If the cocompletion of C is the One, that which all mathematical structures can 
be embedded, then the parallel universe question would be a matter of logic and 
category theory; it would depend on how you defined "the visible universe" and 
"parallel" universe. 







On Tuesday, December 25, 2012 6:34:45 AM UTC-8, rclough wrote: 
Hi Brian Tenneson 

Tegmark has many many good ideas, but I am not a believer in multiverses, 
which only a strict mechanistic 19th century type can believe. 

Multiverses defy reason. Just off the top of head: 

1) For one reason because of Occam's razor: it is a needless complication, 
and the universe (or its Creator) does not do needless things, 
because IMHO the universe is purposeful. 

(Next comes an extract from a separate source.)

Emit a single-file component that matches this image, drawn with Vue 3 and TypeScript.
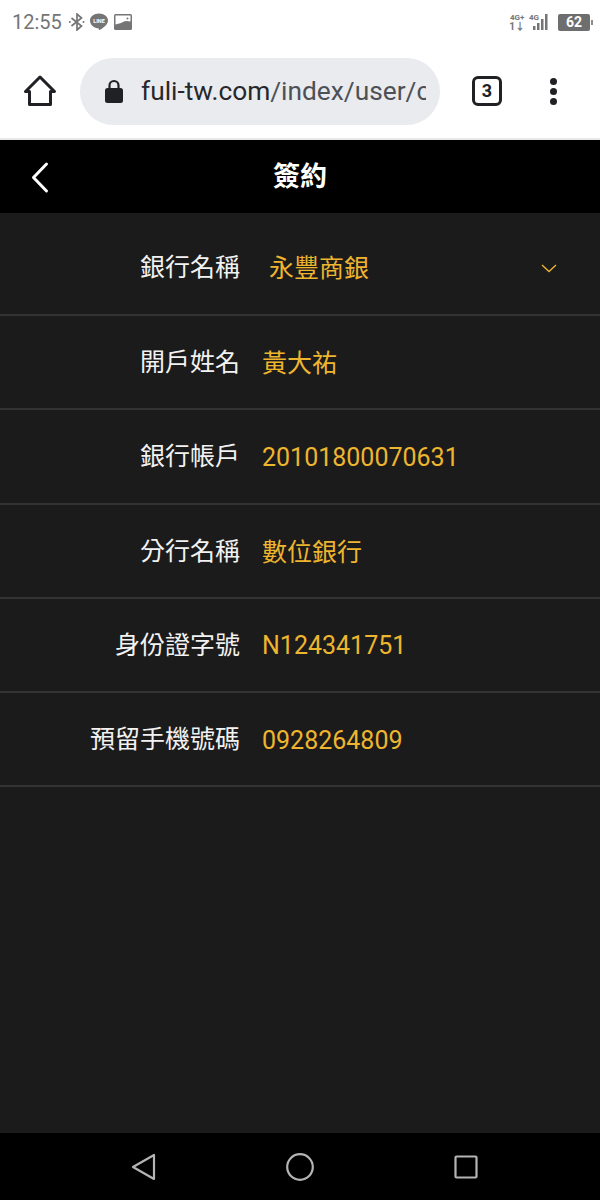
<template>
  <div class="phone">
    <div class="status-bar">
      <div class="status-left">
        <span class="clock">12:55</span>
        <svg class="ic" width="18" height="18" viewBox="0 0 18 18" fill="none" stroke="#757575" stroke-width="1.700">
          <path d="M3.500 5l10 8L9 17V1l4.500 4-10 8" />
          <circle cx="1.800" cy="9" r="1" fill="#757575" stroke="none" />
          <circle cx="15.500" cy="9" r="1" fill="#757575" stroke="none" />
        </svg>
        <svg class="ic" width="20" height="20" viewBox="0 0 20 20">
          <path d="M10 1.500c5 0 9 3 9 7 0 3.800-4.500 7.500-8.500 9.500-.8.300-.7-.7-.6-1.500C5 16 1 13 1 8.500c0-4 4-7 9-7z" fill="#757575" />
          <text x="10" y="10.500" class="line-txt">LINE</text>
        </svg>
        <svg class="ic pic" width="20" height="18" viewBox="0 0 20 18">
          <rect x="1" y="1" width="18" height="16" rx="1.500" fill="#757575" />
          <path d="M2.500 2.500h15v6c-3-.5-5-1-7.500.5S5 10.500 2.500 11.500z" fill="#fff" />
          <circle cx="14.500" cy="5.500" r="1" fill="#757575" />
        </svg>
      </div>
      <div class="status-right">
        <div class="net"><span>4G+</span><span class="arrows">1↓</span></div>
        <div class="net-b">
          <span class="net-label">4G</span>
          <svg width="20" height="17" viewBox="0 0 20 17" fill="#757575">
            <rect x="4" y="12" width="2.500" height="4" />
            <rect x="8" y="9" width="2.500" height="7" />
            <rect x="12" y="5" width="2.500" height="11" />
            <rect x="16" y="0" width="2.500" height="16" />
          </svg>
        </div>
        <div class="battery">62</div>
        <div class="battery-tip"></div>
      </div>
    </div>

    <div class="browser-bar">
      <svg class="home" width="34" height="34" viewBox="0 0 34 34" fill="none" stroke="#202124" stroke-width="3" stroke-linejoin="round">
        <path d="M2.500 17.500L17 3l14.500 14.500h-4v13h-21v-13z" />
      </svg>
      <div class="omnibox">
        <svg class="lock" width="20" height="24" viewBox="0 0 20 24" fill="#202124">
          <path d="M5.500 10V6.500a4.500 4.500 0 0 1 9 0V10" fill="none" stroke="#202124" stroke-width="2.200" />
          <rect x="1" y="9" width="18" height="15" rx="2.500" />
        </svg>
        <span class="url"><span class="domain">fuli-tw.com</span>/index/user/c</span>
      </div>
      <div class="tabs">3</div>
      <div class="menu"><i></i><i></i><i></i></div>
    </div>

    <header class="title-bar">
      <svg class="back" width="20" height="34" viewBox="0 0 20 34" fill="none" stroke="#fff" stroke-width="3" stroke-linecap="round" stroke-linejoin="round">
        <path d="M16.500 3L3.500 16.500l13 13.500" />
      </svg>
      <h1>簽約</h1>
    </header>

    <main class="form">
      <div v-for="row in rows" :key="row.label" class="row" :class="{ first: row.select }">
        <span class="label">{{ row.label }}</span>
        <span class="value" :class="{ latin: row.latin }">{{ row.value }}</span>
        <svg v-if="row.select" class="caret" width="16" height="9" viewBox="0 0 16 9" fill="none" stroke="#eeb52f" stroke-width="1.300">
          <path d="M1 1l7 6.500L15 1" />
        </svg>
      </div>
    </main>

    <nav class="nav-bar">
      <svg width="26" height="28" viewBox="0 0 26 28" fill="none" stroke="#b4b4b4" stroke-width="2.200" stroke-linejoin="round">
        <path d="M23 2v24L2 14z" />
      </svg>
      <svg class="nav-home" width="30" height="30" viewBox="0 0 30 30" fill="none" stroke="#b4b4b4" stroke-width="2.200">
        <circle cx="15" cy="15" r="12.800" />
      </svg>
      <svg class="nav-recent" width="24" height="24" viewBox="0 0 24 24" fill="none" stroke="#b4b4b4" stroke-width="2.200" stroke-linejoin="round">
        <rect x="1.500" y="1.500" width="21" height="21" rx="1" />
      </svg>
    </nav>
  </div>
</template>

<script setup lang="ts">
interface Row {
  label: string
  value: string
  select?: boolean
  latin?: boolean
}

const rows: Row[] = [
  { label: '銀行名稱', value: '永豐商銀', select: true },
  { label: '開戶姓名', value: '黃大祐' },
  { label: '銀行帳戶', value: '20101800070631', latin: true },
  { label: '分行名稱', value: '數位銀行' },
  { label: '身份證字號', value: 'N124341751', latin: true },
  { label: '預留手機號碼', value: '0928264809', latin: true }
]
</script>

<style>
html,
body {
  margin: 0;
  background: #1b1b1b;
}
</style>

<style scoped>
.phone {
  width: 600px;
  height: 1200px;
  display: flex;
  flex-direction: column;
  overflow: hidden;
  font-family: Roboto, 'Noto Sans CJK TC', sans-serif;
}

.status-bar {
  height: 46px;
  flex: none;
  box-sizing: border-box;
  background: #fff;
  display: flex;
  align-items: center;
  justify-content: space-between;
  padding: 0 7px 2px 12px;
  color: #757575;
}

.status-left,
.status-right {
  display: flex;
  align-items: center;
}

.status-left {
  gap: 3px;
}

.clock {
  font-size: 20px;
  margin-right: 3px;
}

.pic {
  margin-left: 1px;
}

.line-txt {
  font-family: Roboto, sans-serif;
  font-size: 5.500px;
  font-weight: 700;
  fill: #fff;
  text-anchor: middle;
}

.net {
  display: flex;
  flex-direction: column;
  align-items: center;
  font-size: 8px;
  font-weight: 700;
  line-height: 9px;
}

.arrows {
  font-size: 10px;
}

.net-b {
  position: relative;
  width: 20px;
  height: 17px;
  margin-left: 4px;
}

.net-label {
  position: absolute;
  left: 0;
  top: -1px;
  font-size: 8px;
  font-weight: 700;
  line-height: 9px;
}

.battery {
  width: 32px;
  height: 17px;
  margin-left: 9px;
  background: #6e6e6e;
  color: #fff;
  border-radius: 2px;
  font-size: 14px;
  font-weight: 700;
  line-height: 17px;
  text-align: center;
}

.battery-tip {
  width: 2px;
  height: 5px;
  margin-left: 1px;
  background: #8a8a8a;
}

.browser-bar {
  height: 94px;
  flex: none;
  box-sizing: border-box;
  background: #fff;
  border-bottom: 2px solid #e8e8e8;
  display: flex;
  align-items: center;
  padding: 0 0 2px 23px;
}

.omnibox {
  width: 360px;
  height: 67px;
  margin-left: 23px;
  flex: none;
  box-sizing: border-box;
  border-radius: 34px;
  background: #e9ebef;
  display: flex;
  align-items: center;
  padding: 0 14px 0 24px;
}

.lock {
  flex: none;
}

.url {
  margin-left: 17px;
  min-width: 0;
  font-size: 26.300px;
  color: #4d5156;
  white-space: nowrap;
  overflow: hidden;
}

.domain {
  color: #27282b;
}

.tabs {
  width: 24px;
  height: 24px;
  margin-left: 32px;
  flex: none;
  border: 3px solid #202124;
  border-radius: 6px;
  font-size: 18px;
  font-weight: 700;
  line-height: 24px;
  text-align: center;
  color: #202124;
}

.menu {
  margin-left: 48px;
  display: flex;
  flex-direction: column;
  gap: 3px;
}

.menu i {
  width: 7px;
  height: 7px;
  border-radius: 50%;
  background: #202124;
}

.title-bar {
  position: relative;
  height: 73px;
  flex: none;
  background: #000;
  display: flex;
  align-items: center;
  justify-content: center;
}

.back {
  position: absolute;
  left: 30px;
  top: 21px;
}

h1 {
  margin: 0;
  padding-bottom: 4px;
  font-size: 27px;
  font-weight: 700;
  color: #fff;
}

.form {
  flex: 1;
  background: #1b1b1b;
}

.row {
  height: 94.25px;
  box-sizing: border-box;
  border-bottom: 2px solid #333;
  display: flex;
  align-items: center;
  padding-right: 43px;
}

.row.first {
  height: 103px;
  padding-top: 6px;
}

.label {
  width: 240px;
  flex: none;
  padding-bottom: 4px;
  text-align: right;
  font-size: 25px;
  color: #f2f2f2;
  white-space: nowrap;
}

.value {
  margin-left: 22px;
  flex: 1;
  padding-bottom: 2px;
  font-size: 25px;
  color: #eeb52f;
}

.value.latin {
  padding: 2px 0 0;
}

.first .value {
  margin-left: 29px;
}

.caret {
  margin-top: 4px;
}

.nav-bar {
  height: 67px;
  flex: none;
  background: #000;
  display: flex;
  align-items: center;
  padding-left: 131px;
}

.nav-home {
  margin-left: 128px;
}

.nav-recent {
  margin-left: 139px;
}
</style>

2) "Purposeful" meaning that Aristotle's end causes are needed for a 
final collapse, as they are for life, which is not mechanistic. 

3) As in life/mind/consciousness/intelligence, which are also purposeful. 

4) In order for there to be multiple universes, there would 
have to be multiple platonic Ones. But there can only be one One. 

5) Multiverses are mechanistic and so in spacetime, but consciouss life 
and all that other good stuff are outside of spacetime. Would the 
minds of multiverses be mashed together ? And all particular lifes 
would have to terminate at the same time. 

6) There is no non-Boltzmann physics which is required for a final collapse.